We purchase investments to support our insurance liabilities and not to generate net investment gains and losses. However, net investment gains
and losses are incurred and can change significantly from period to period due to changes in external influences, including changes in market factors
such as interest rates, foreign currency exchange rates, credit spreads and equity markets; counterparty specific factors such as financial
performance, credit rating and collateral valuation; and internal factors such as portfolio rebalancing. Changes in these factors from period to period
can significantly impact the levels of both impairments and realized gains and losses on investments sold.
We use freestanding interest rate, equity, credit and currency derivatives to hedge certain invested assets and insurance liabilities. Certain of these
hedges are designated and qualify as accounting hedges, which reduce volatility in earnings. For those hedges not designated as accounting hedges,
changes in market factors lead to the recognition of fair value changes in net derivative gains (losses) generally without an offsetting gain or loss
recognized in earnings for the item being hedged.
Certain variable annuity products with guaranteed minimum benefits contain embedded derivatives that are measured at estimated fair value
separately from the host variable annuity contract, with changes in estimated fair value recorded in net derivative gains (losses). We use freestanding
derivatives to hedge the market risks inherent in these variable annuity guarantees. The valuation of these embedded derivatives includes a
nonperformance risk adjustment, which is unhedged and can be a significant driver of net derivative gains (losses) but does not have an economic
impact on us.
The variable annuity embedded derivatives and associated freestanding derivative hedges are collectively referred to as “VA program derivatives” in
the following table. All other derivatives that are economic hedges of certain invested assets and insurance liabilities are referred to as “non-VA program
derivatives” in the following table. The table below presents the impact on net derivative gains (losses) from non-VA program derivatives and VA
program derivatives:
Years Ended
December 31,
2013 2012
(In millions)
Non-VA program derivatives
Interest rate ........................................................................................... $(1,609) $ 271
Foreign currency exchange rate ........................................................................... (1,225) (426)
Credit ................................................................................................ 187 (105)
Equity ............................................................................................... (61) 1
Non-VA embedded derivatives ............................................................................ 123 (61)
Total non-VA program derivatives ........................................................................ (2,585) (320)
VA program derivatives
Market risks in embedded derivatives ....................................................................... 6,101 4,303
Nonperformance risk on embedded derivatives ............................................................... (952) (1,659)
Other risks in embedded derivatives ........................................................................ (169) (1,344)
Total embedded derivatives ............................................................................. 4,980 1,300
Freestanding derivatives hedging embedded derivatives ........................................................ (5,634) (2,899)
Total VA program derivatives ............................................................................ (654) (1,599)
Net derivative gains (losses) ............................................................................ $(3,239) $(1,919)
The unfavorable change in net derivative gains (losses) on non-VA program derivatives was $2.3 billion ($1.5 billion, net of income tax).

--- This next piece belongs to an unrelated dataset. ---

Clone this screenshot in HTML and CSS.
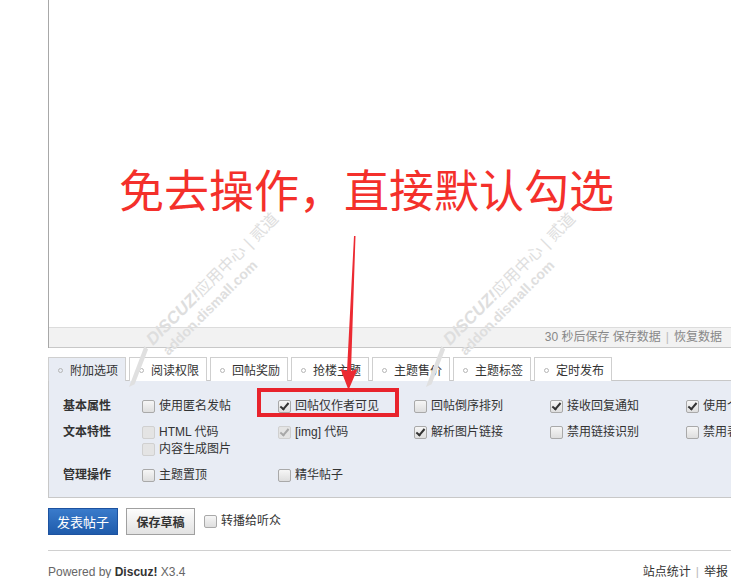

This was
primarily due to long-term interest rates increasing more in 2013 than in 2012, unfavorably impacting receive-fixed interest rate swaps, net long interest
rate floors and receiver swaptions. These freestanding derivatives were primarily hedging long duration liability portfolios. The weakening of the
Japanese yen relative to other key currencies unfavorably impacted foreign currency forwards and futures that primarily hedge certain bonds. Because
certain of these hedging strategies are not designated or do not qualify as accounting hedges, the changes in the estimated fair value of these
freestanding derivatives are recognized in net derivative gains (losses) without an offsetting gain or loss recognized in earnings for the item being
hedged.
The favorable change in net derivative gains (losses) on VA program derivatives was $945 million ($614 million, net of income tax). This was due to
a favorable change of $1.2 billion ($763 million, net of income tax) on other risks in embedded derivatives, a favorable change of $707 million
($460 million, net of income tax) related to the change in the nonperformance risk adjustment on embedded derivatives and an unfavorable change of
$937 million ($609 million, net of income tax) on market risks in embedded derivatives, net of the impact of freestanding derivatives hedging those
risks. Other risks relate primarily to the impact of policyholder behavior and other non-market risks that generally cannot be hedged.
The nonperformance risk adjustment loss of $952 million ($619 million, net of income tax) in 2013 was comprised of a loss of $337 million due to a
decrease in our own credit spread, as well as a loss of $615 million due to the impact of changes in capital market inputs, such as long-term interest
rates and key equity index levels, on the variable annuity guarantees. We calculate the nonperformance risk adjustment as the change in the
embedded derivative discounted at the risk adjusted rate (which includes our own credit spread to the extent that the embedded derivative is in-the-
money) less the change in the embedded derivative discounted at the risk free rate.